The Trustee was Robert Lye, and auditors were Thomas Wooldridge (engineer) and Thomas Jelfs (solicitor).
The original capital was £1,300, but a further £800 had to be raised, partly by new shares, and partly by a loan.
The Parish Magazine of October 1873 records that "The Hungerford Gas Company have given notice of an increase of price, of Ten-pence per foot. It is hoped that there will be a corresponding improvement in the quality of the Gas supplied."
The Hungerford Gas Company office and works were in Charnham Street.
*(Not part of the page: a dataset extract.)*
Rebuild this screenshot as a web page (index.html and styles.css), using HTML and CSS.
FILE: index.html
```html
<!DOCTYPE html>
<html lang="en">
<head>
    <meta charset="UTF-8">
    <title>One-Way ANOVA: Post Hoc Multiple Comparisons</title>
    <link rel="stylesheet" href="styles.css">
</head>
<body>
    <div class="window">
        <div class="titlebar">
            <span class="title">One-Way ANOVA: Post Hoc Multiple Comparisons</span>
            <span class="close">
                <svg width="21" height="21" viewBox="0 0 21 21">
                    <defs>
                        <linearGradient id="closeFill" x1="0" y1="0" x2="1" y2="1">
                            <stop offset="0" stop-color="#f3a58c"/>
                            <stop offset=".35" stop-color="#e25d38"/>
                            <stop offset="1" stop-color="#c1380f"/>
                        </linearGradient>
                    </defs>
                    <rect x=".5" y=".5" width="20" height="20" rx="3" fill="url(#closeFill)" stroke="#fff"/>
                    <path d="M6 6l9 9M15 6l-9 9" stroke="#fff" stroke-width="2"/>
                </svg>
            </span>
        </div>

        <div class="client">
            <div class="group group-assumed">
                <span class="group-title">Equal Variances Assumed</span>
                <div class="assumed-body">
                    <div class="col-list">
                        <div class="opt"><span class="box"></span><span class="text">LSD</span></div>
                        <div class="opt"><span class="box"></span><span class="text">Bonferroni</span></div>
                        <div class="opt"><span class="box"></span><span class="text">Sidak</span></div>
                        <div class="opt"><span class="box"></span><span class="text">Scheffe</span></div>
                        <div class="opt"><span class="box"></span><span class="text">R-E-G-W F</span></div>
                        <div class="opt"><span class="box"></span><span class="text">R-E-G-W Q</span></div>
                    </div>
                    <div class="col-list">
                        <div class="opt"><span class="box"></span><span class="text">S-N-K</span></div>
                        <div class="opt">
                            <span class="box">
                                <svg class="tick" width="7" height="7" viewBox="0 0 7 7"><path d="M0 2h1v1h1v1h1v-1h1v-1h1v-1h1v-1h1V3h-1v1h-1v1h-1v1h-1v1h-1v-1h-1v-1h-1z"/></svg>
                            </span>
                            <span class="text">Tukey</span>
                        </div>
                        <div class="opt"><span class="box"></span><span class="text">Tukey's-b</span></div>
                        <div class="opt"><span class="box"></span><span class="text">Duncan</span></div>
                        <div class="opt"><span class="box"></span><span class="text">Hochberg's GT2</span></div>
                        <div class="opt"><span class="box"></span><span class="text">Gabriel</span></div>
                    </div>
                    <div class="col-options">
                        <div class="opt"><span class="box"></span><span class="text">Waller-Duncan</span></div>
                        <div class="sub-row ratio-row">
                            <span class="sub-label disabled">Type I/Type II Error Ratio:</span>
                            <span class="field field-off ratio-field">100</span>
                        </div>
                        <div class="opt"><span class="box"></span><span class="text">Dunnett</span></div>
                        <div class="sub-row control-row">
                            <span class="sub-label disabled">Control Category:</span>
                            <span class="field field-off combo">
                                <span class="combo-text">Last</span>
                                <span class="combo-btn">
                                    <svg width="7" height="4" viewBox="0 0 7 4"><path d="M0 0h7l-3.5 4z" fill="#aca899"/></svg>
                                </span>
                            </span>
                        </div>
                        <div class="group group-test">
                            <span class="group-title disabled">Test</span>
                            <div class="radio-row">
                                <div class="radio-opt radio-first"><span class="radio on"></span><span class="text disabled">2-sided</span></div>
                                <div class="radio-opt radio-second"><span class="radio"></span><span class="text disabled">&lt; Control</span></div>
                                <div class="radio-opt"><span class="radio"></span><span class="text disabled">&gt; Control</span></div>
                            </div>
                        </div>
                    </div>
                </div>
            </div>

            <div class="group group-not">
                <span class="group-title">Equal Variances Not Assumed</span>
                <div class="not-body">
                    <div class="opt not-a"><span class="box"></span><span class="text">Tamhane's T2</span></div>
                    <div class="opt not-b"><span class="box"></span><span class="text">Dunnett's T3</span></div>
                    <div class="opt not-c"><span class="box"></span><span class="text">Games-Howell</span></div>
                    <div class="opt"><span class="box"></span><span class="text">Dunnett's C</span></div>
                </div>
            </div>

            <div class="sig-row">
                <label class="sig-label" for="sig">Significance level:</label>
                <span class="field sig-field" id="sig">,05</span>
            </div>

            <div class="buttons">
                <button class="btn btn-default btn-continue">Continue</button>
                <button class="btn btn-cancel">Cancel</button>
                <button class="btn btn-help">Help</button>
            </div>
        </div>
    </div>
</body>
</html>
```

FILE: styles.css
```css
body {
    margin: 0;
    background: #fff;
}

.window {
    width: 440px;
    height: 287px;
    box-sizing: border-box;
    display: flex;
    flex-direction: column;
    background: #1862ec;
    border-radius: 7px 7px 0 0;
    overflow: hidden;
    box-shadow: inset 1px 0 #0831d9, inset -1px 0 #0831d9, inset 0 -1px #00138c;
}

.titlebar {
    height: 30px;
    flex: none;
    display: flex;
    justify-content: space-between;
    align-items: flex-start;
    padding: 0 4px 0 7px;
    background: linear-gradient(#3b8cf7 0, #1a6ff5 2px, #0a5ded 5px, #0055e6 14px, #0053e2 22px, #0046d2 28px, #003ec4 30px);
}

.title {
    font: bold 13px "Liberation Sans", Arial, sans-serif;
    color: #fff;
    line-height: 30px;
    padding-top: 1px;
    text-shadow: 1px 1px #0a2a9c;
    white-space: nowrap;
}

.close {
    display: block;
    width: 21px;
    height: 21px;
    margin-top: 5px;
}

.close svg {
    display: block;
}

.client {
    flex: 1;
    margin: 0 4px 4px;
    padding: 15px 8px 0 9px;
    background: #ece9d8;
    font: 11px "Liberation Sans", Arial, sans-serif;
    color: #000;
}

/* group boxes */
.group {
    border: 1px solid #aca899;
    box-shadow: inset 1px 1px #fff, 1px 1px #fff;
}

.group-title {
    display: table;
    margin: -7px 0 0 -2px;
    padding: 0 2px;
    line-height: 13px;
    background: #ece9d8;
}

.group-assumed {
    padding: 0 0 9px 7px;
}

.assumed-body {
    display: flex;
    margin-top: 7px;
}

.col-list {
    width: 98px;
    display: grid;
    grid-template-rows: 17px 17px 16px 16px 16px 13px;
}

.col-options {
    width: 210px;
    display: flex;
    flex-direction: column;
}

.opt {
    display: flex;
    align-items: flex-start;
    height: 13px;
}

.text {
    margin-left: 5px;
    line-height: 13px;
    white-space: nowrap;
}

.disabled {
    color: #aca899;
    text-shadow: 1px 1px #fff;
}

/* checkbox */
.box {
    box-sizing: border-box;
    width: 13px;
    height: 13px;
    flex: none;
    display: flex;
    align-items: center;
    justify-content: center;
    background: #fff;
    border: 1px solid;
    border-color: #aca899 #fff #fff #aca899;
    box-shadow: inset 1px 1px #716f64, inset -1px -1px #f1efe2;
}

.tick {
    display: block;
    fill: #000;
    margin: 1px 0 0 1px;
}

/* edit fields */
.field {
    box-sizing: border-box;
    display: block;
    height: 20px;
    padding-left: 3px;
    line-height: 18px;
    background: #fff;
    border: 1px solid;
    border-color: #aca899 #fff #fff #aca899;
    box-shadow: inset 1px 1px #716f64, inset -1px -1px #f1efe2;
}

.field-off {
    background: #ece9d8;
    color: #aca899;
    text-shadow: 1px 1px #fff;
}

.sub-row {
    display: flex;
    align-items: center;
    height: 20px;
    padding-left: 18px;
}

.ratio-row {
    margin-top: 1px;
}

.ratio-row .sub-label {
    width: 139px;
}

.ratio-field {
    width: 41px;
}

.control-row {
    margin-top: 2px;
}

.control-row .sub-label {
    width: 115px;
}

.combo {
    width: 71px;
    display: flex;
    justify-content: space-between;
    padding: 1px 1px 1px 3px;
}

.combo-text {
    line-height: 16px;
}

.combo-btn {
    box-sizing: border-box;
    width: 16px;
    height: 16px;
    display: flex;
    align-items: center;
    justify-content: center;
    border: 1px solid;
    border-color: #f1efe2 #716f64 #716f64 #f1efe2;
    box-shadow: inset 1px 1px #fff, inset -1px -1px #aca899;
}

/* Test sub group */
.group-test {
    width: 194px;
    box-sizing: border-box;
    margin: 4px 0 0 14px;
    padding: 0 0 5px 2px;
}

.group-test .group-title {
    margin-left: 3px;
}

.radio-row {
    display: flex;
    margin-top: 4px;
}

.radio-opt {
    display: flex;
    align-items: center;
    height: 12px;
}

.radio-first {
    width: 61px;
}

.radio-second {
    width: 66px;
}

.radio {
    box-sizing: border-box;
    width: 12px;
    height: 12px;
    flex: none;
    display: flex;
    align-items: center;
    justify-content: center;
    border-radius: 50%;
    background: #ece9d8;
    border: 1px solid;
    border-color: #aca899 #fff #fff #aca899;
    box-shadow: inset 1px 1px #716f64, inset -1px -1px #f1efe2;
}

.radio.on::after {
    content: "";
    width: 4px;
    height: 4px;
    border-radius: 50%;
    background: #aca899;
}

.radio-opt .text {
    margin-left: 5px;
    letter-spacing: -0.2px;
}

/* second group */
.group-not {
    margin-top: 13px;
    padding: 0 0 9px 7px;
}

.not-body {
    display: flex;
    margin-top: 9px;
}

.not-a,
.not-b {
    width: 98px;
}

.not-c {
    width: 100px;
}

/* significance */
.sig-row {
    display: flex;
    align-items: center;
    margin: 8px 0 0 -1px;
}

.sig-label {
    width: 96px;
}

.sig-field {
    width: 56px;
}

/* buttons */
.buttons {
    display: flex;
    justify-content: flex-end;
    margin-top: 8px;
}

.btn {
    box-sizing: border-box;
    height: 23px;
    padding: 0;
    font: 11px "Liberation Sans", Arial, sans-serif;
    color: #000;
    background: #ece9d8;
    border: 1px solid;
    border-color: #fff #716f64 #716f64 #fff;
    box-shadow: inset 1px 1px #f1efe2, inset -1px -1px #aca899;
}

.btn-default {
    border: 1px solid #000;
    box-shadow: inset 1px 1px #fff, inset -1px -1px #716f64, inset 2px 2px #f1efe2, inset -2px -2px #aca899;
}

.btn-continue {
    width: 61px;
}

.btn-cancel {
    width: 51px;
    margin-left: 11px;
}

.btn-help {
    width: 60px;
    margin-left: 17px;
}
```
Behind the office and works were two large gasometers.
For much more on the managers and other aspects of the gasworks, see 32 Charnham Street.
Extinguishing a Lamp - A caution:
The Newbury Weekly News, in its first edition on 7 Feb 1867, reported:
"On Monday, four respectably dressed young men were charged before F L Coxe, Esq., on the information of Messrs. John Platt, and Charles Low, gas inspectors of Hungerford, with extinguishing one of the public lamps. The names of the prisoners were Joseph Wells, miller, William Sturges, labourer, Joseph King, carpenter's apprentice, and William Cox, miller, and they all reside at Hungerford.
The charge was proved beyond all doubt by Sergeant Bennett, who caught the accused as they were enjoying themselves at this reprehensible kind of larking; and they were each fined £2 with 6/3 expenses; in default of payment to be committed to Reading gaol for one month of hard labour.
The money was paid by Wells, but the others were removed in custody.
Considerable invconvenience and annoyance has been experienced for some time past by the tampering with public lamps, evidently by young men whose object was "a spree"; but it is to be hoped that now punishment has been administered in so prompt a manner that ifothers are guilty of similar conduct they will take warning, and allow the public lamps to remain undisturbed."
The closure of the gas works:
Hungerford Gas Works ceased production of gas at the Charnham Street works in 1950, just over 100 years after it started production. After this gas was piped from Swindon.
The two gasometers were demolished c.1990.